Alvarado was able to connect here and there, especially with the left hook, but Marquez never allowed the taller fighter to get his footing. At the end of round 11 a right uppercut from Marquez served as a reminder that he could still score a knockout.
In the final round both were careful and looked for each other to make a mistake. As usual it was the veteran Marquez who opened up the round with a right hand and then a three-punch combination. Another uppercut from the Mexican boxer landed and Alvarado seemed to be looking for that opening to land the big bomb. In the last 30 seconds both exchanged furiously again. Alvarado scored but not with the zinger he needed. Marquez looked to score a knockout too.
“I wanted to reward the public,” said Marquez when asked why he risked going for the knockout.
All three judges scored it for Marquez 117-109 twice and 119-108.
“He was very strong and very difficult,” said Marquez. “It’s a fight for all of the Mexicans. It was a great fight. I fight for them.”
Alvarado was gracious in defeat.
“He’s a great boxer,” Alvarado said. “He has great experience.”
In a very unexciting junior welterweight bout Ukraine’s Viktor Postal (26-0, 11 Kos) putted along for 11 rounds until he lowered the boom against Turkey’s Selcuk Aydin (26-3, 19 Kos) with a right uppercut at 2:52 of round 12 for a knockout win. The crowd suddenly woke up just in time for the main event.
Diego Magdaleno (26-1, 10 Kos) was just too quick and too accurate for Oscar Bravo (21-4, 9 Kos) in a battle between Las Vegas lightweights.
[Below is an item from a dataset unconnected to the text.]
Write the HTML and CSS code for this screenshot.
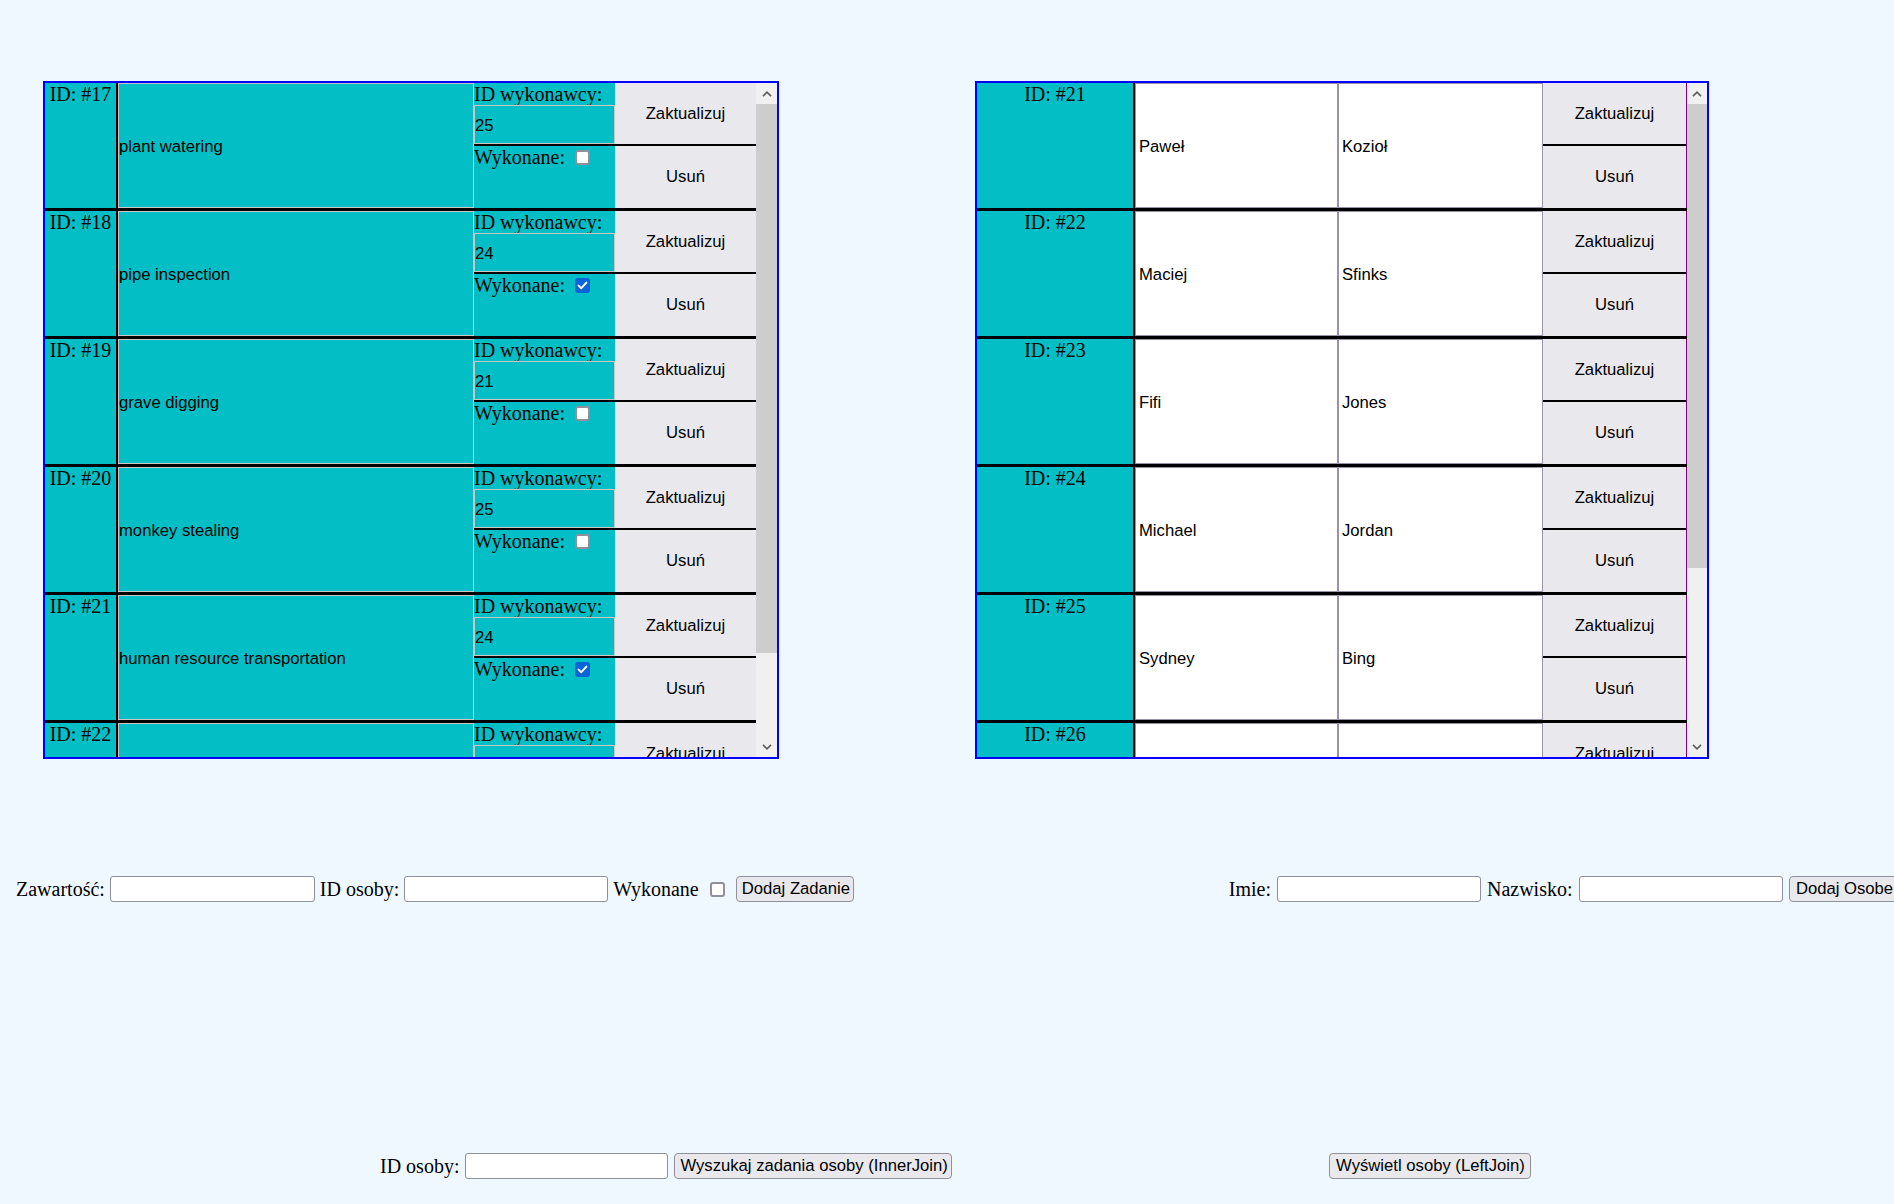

Magdaleno dropped Bravo early in the fight but was unable to press for a knockout win over the durable fighter. All three judges scored it for Magdaleno.
Mexico’s Oscar Valdez (11-0, 10 Kos) tore into Puerto Rico’s Noel “Shutup” Echevarria (11-3, 6 Kos) like he was responsible for all of his personal woes. Valdez battered the left-handed Boricua mercilessly until the fight was stopped at the end of the seventh round. Echevarria had one great chin but was rocked repeatedly like a punching bag. Apparently Echevarria’s jaw was broken.
Mexico’s Raul Hirales (22-2-1, 11 Kos) knocked out Ernesto Guerrero (17-10, 10 Kos) at 2:31 of round three in a junior featherweight bout. A short right uppercut and left hook sent Guerrero for the final time. Guerrero was floored twice earlier.
Brad Soloman (22-0, 6 Kos) used speed and movement to out-point Arven Ovsepyan (14-4, 11 Kos) after eight rounds of a welterweight contest. It was a very low punching contest that saw the fans boo heartily because of the inaction. All three judges scored it for Soloman.
Zach Wohlman (8-1-1) of L.A. won a four round welterweight contest over Utah’s Eddie Cordova (4-8-1) by unanimous decision.